Reproduce nothing but the lines from the start of the material through the line that includes "React.ReactNode; className?: string", both ends included, and omit every picture.

— Start of Recorded data —

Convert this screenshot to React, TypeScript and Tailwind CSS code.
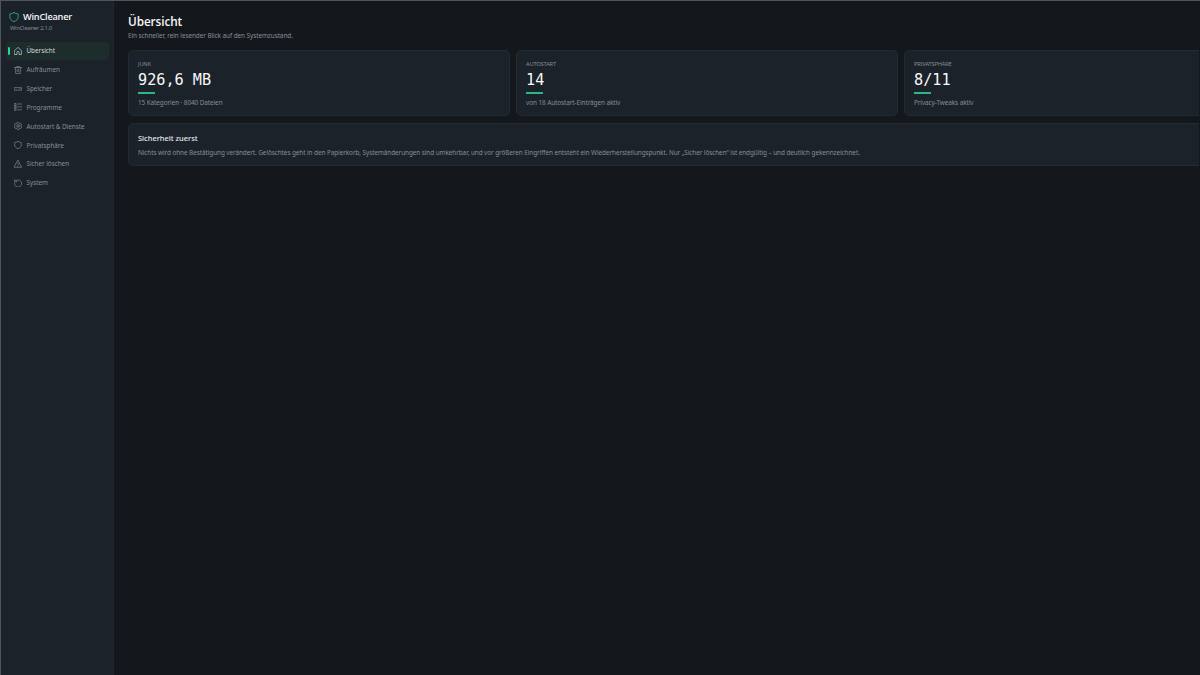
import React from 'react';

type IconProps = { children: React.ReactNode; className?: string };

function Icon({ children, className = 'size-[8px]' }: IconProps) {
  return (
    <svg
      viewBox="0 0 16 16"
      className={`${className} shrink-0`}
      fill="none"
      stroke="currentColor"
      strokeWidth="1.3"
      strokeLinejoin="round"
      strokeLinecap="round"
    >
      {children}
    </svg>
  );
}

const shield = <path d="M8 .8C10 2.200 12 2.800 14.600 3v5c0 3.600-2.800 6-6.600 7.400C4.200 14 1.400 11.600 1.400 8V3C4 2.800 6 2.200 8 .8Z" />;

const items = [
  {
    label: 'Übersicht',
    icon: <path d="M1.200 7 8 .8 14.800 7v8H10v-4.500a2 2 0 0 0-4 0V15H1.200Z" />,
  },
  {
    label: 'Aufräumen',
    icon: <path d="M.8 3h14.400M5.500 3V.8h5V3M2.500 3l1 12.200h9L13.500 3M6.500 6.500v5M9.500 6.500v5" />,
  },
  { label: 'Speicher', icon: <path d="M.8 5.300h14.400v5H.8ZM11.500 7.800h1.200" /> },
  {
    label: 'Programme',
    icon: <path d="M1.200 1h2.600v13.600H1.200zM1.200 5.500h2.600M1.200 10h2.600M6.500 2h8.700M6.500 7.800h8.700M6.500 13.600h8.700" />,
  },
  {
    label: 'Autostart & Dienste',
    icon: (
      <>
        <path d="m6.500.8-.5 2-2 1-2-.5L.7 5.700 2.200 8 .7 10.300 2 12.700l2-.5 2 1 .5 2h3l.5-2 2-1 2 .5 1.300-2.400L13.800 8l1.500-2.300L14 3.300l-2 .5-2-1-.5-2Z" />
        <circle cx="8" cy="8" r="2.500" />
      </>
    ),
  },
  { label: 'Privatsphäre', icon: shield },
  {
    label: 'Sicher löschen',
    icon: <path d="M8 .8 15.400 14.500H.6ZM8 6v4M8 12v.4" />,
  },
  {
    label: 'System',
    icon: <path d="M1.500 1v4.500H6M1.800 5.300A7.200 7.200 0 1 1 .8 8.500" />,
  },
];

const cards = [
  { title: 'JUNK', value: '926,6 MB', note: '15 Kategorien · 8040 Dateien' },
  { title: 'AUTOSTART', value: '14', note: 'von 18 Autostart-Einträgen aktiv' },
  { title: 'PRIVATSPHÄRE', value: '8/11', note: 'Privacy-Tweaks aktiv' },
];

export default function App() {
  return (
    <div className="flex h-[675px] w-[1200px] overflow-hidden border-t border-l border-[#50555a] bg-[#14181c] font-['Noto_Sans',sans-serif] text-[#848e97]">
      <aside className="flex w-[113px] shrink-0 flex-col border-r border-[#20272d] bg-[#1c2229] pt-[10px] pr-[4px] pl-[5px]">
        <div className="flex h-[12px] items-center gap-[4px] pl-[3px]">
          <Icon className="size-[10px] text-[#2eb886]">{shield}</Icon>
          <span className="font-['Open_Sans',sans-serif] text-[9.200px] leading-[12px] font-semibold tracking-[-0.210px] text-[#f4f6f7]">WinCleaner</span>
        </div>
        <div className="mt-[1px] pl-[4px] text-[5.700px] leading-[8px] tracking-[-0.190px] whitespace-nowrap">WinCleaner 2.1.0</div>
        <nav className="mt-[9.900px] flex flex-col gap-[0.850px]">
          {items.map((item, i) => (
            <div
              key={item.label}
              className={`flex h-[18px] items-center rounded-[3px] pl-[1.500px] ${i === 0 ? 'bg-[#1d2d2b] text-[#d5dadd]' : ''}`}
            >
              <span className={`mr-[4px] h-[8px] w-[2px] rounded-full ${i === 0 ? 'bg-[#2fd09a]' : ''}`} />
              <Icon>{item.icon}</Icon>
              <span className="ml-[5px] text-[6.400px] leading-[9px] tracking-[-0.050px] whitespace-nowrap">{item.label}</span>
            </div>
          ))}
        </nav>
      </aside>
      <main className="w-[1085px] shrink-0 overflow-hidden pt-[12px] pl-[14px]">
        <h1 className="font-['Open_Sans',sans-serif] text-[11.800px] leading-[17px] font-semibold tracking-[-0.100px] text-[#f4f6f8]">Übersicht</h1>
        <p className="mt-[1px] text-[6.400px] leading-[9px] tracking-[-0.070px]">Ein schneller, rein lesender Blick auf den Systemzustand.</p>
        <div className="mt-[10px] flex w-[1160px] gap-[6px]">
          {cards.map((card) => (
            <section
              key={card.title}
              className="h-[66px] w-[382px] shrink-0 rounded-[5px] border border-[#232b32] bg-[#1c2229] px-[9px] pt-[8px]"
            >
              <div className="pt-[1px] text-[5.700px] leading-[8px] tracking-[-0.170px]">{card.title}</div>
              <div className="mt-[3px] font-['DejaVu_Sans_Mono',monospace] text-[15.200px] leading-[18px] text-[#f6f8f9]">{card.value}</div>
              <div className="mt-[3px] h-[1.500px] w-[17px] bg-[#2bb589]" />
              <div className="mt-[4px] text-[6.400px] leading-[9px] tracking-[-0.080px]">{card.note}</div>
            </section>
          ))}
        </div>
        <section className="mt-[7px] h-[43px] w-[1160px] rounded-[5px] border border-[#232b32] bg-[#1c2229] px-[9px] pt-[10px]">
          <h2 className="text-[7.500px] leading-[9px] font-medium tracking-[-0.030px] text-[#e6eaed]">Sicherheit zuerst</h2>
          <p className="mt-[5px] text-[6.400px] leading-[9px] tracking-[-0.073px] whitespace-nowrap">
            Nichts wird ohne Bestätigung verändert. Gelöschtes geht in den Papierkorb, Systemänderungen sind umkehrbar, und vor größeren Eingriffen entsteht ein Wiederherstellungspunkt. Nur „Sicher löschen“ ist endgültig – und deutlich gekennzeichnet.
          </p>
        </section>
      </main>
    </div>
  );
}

— End of Recorded data —

> Solution:
Convert this screenshot to React, TypeScript and Tailwind CSS code.
import React from 'react';

type IconProps = { children: React.ReactNode; className?: string };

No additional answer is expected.